** BEGIN EXTRACTED DATA **
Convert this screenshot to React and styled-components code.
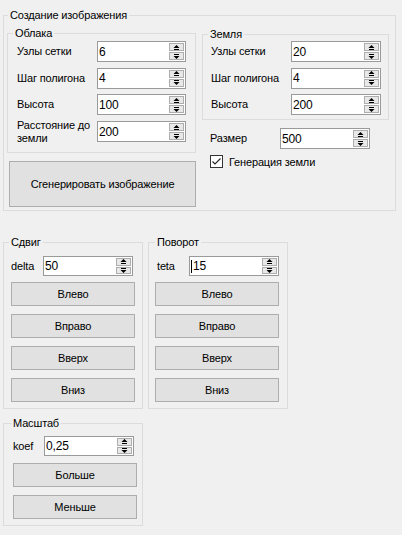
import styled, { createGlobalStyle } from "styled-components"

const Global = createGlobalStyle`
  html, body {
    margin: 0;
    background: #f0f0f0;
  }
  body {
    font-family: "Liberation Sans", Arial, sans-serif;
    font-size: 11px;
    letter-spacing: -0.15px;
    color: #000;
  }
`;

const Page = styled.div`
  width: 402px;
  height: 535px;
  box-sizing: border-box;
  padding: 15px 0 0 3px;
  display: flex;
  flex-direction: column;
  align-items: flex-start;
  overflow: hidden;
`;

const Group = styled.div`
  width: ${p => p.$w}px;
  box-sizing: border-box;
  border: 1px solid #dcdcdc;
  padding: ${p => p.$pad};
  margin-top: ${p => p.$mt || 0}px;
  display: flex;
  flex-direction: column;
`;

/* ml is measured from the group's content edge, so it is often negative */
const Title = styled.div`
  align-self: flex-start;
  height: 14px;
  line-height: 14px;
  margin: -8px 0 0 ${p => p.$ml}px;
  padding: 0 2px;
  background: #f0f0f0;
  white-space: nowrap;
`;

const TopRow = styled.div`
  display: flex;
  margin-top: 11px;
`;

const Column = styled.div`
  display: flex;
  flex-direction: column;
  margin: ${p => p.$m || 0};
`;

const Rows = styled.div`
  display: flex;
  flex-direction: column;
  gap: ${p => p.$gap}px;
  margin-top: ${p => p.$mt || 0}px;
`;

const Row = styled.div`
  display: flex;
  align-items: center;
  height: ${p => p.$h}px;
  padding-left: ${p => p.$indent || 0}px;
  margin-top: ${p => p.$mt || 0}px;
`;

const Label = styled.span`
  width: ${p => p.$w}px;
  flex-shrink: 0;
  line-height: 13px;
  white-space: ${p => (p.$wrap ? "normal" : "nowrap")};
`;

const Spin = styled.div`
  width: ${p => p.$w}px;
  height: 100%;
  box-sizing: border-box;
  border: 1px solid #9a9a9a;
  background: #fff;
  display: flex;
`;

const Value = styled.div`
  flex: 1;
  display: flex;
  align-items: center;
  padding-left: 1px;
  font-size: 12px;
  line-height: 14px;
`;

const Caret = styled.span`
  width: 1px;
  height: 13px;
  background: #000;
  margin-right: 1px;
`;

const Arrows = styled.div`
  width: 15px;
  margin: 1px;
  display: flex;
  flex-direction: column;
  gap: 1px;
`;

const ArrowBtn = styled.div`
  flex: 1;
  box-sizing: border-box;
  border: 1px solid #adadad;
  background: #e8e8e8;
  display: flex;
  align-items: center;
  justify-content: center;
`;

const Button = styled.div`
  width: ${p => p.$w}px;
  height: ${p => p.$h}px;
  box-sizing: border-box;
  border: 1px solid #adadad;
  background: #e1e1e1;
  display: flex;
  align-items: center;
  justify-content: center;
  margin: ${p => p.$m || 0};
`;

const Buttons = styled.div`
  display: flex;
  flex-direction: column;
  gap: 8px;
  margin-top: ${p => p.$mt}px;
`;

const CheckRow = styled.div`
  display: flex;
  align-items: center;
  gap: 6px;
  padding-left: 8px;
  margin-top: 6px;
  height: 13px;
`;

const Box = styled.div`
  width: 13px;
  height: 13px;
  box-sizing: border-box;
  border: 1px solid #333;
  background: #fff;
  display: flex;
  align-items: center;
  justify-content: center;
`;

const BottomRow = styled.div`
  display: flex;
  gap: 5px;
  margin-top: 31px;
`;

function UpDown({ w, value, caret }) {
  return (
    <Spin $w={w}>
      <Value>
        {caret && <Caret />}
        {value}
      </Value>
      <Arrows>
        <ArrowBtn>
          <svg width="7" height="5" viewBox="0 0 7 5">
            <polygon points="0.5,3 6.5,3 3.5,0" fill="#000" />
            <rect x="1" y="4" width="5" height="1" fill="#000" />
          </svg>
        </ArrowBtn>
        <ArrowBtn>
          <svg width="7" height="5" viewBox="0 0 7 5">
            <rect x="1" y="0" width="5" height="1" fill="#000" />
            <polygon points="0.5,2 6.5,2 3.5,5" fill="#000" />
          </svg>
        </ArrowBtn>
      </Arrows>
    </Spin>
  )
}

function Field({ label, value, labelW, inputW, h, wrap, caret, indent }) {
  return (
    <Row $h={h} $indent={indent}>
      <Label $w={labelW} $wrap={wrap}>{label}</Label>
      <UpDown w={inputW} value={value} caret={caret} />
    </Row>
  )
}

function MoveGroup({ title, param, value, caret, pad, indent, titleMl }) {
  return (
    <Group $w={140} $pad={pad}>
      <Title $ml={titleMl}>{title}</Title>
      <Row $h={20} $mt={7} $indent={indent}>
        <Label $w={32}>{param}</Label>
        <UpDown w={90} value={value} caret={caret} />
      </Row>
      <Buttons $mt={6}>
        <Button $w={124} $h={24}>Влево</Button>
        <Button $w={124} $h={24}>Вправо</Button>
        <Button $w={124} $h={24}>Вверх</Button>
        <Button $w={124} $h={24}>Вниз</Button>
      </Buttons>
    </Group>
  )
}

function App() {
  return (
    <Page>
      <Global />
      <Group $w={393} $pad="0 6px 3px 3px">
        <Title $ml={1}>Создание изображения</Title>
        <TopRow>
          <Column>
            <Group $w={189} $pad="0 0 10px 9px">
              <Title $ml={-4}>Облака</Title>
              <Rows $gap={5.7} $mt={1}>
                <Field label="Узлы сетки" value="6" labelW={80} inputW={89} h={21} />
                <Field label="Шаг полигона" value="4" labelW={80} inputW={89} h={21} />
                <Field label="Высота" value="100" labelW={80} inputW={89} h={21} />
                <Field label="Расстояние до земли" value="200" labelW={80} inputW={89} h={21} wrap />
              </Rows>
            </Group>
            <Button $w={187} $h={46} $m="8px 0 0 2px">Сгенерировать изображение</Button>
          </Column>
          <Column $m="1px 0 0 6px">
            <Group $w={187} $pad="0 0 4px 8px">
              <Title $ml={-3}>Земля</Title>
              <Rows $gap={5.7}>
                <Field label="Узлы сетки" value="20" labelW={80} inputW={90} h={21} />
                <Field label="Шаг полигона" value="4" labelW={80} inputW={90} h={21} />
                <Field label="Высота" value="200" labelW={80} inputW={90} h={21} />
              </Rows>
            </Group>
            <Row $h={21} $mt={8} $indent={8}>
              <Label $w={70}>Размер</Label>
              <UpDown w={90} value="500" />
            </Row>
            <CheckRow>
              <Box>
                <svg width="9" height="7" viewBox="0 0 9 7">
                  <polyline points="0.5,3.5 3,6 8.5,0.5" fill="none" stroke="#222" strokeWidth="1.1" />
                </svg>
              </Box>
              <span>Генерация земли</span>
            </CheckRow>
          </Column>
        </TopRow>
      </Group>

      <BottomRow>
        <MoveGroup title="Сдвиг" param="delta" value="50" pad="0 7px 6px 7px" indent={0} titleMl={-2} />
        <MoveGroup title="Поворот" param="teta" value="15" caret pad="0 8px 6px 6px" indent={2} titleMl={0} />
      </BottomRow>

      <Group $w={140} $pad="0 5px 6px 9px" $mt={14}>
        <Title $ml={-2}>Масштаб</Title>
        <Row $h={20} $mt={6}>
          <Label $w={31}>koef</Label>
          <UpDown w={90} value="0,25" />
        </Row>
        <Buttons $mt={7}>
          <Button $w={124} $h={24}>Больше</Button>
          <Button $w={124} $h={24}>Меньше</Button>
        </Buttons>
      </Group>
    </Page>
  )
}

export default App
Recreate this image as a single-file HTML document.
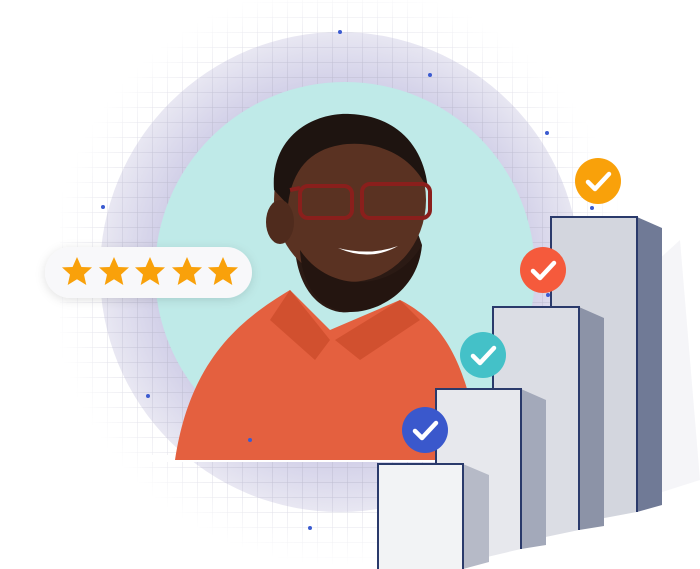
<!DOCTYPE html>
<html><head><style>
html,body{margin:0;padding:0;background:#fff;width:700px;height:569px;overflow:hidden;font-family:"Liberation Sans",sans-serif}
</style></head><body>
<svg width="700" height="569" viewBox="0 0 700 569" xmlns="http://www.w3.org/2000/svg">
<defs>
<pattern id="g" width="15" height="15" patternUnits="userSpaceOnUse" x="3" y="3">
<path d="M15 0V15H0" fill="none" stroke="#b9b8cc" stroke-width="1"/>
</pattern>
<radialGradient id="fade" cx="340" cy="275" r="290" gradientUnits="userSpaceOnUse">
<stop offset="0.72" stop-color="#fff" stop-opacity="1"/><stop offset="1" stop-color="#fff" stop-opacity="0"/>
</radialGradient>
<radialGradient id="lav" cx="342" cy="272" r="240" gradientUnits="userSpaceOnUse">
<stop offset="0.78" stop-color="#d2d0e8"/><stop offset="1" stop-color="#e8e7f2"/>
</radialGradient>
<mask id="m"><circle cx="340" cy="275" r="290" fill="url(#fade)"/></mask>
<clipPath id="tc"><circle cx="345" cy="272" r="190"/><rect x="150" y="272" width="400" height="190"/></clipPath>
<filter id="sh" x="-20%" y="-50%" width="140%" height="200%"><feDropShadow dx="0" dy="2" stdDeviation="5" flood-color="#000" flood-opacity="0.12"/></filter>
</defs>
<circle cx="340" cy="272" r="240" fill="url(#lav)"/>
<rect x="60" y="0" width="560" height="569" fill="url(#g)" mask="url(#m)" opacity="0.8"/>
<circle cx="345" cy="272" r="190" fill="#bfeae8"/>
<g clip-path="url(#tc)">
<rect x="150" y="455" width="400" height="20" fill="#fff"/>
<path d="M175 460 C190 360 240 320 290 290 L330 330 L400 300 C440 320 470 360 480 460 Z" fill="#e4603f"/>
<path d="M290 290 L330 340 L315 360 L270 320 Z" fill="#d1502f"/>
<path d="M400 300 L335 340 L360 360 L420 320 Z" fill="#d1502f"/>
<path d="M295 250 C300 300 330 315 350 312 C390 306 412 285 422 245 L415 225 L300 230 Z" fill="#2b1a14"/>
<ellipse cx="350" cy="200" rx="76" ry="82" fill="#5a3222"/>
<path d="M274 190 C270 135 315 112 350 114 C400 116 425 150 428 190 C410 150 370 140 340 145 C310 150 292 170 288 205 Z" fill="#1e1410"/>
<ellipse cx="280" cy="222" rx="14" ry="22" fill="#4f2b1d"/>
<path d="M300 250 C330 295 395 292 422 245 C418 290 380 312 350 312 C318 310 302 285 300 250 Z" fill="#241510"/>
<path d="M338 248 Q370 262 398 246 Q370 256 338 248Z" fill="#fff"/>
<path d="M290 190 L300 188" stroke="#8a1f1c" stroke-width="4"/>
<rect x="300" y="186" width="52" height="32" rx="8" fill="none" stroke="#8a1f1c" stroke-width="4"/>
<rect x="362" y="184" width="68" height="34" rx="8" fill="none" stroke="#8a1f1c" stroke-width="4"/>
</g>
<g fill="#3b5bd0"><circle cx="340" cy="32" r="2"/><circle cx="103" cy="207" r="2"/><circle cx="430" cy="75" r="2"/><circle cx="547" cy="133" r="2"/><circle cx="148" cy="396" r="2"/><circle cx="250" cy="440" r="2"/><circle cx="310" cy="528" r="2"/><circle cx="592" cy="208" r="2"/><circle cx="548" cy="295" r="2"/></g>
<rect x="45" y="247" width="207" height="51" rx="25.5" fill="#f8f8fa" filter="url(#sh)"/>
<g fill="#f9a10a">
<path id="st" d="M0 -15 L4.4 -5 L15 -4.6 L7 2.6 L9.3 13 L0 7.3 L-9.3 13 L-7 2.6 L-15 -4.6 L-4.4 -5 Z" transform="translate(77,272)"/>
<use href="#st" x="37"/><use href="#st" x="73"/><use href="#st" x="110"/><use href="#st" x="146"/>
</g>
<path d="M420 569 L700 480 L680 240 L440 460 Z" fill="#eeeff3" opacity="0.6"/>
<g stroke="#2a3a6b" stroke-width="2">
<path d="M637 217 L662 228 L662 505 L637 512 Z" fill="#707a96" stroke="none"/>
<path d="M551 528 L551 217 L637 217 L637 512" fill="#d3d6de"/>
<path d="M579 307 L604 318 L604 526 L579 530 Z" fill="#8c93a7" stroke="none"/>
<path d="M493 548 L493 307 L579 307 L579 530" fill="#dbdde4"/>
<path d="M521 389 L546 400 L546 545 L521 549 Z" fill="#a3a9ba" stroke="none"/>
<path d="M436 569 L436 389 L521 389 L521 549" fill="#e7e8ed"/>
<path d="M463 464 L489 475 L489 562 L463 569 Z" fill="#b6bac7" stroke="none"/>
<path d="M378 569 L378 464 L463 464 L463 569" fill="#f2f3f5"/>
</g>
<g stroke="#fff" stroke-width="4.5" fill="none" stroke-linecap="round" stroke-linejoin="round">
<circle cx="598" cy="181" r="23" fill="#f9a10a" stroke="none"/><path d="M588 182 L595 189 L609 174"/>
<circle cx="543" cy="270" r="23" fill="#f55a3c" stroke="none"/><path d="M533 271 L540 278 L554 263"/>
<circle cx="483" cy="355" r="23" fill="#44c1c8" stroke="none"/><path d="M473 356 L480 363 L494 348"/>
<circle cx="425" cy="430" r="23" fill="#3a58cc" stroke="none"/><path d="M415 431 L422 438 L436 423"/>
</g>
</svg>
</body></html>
** END EXTRACTED DATA **
WHAT IS EXPECTED: Return a copy of every line that includes the word "components".

ANSWER:
Convert this screenshot to React and styled-components code.
import styled, { createGlobalStyle } from "styled-components"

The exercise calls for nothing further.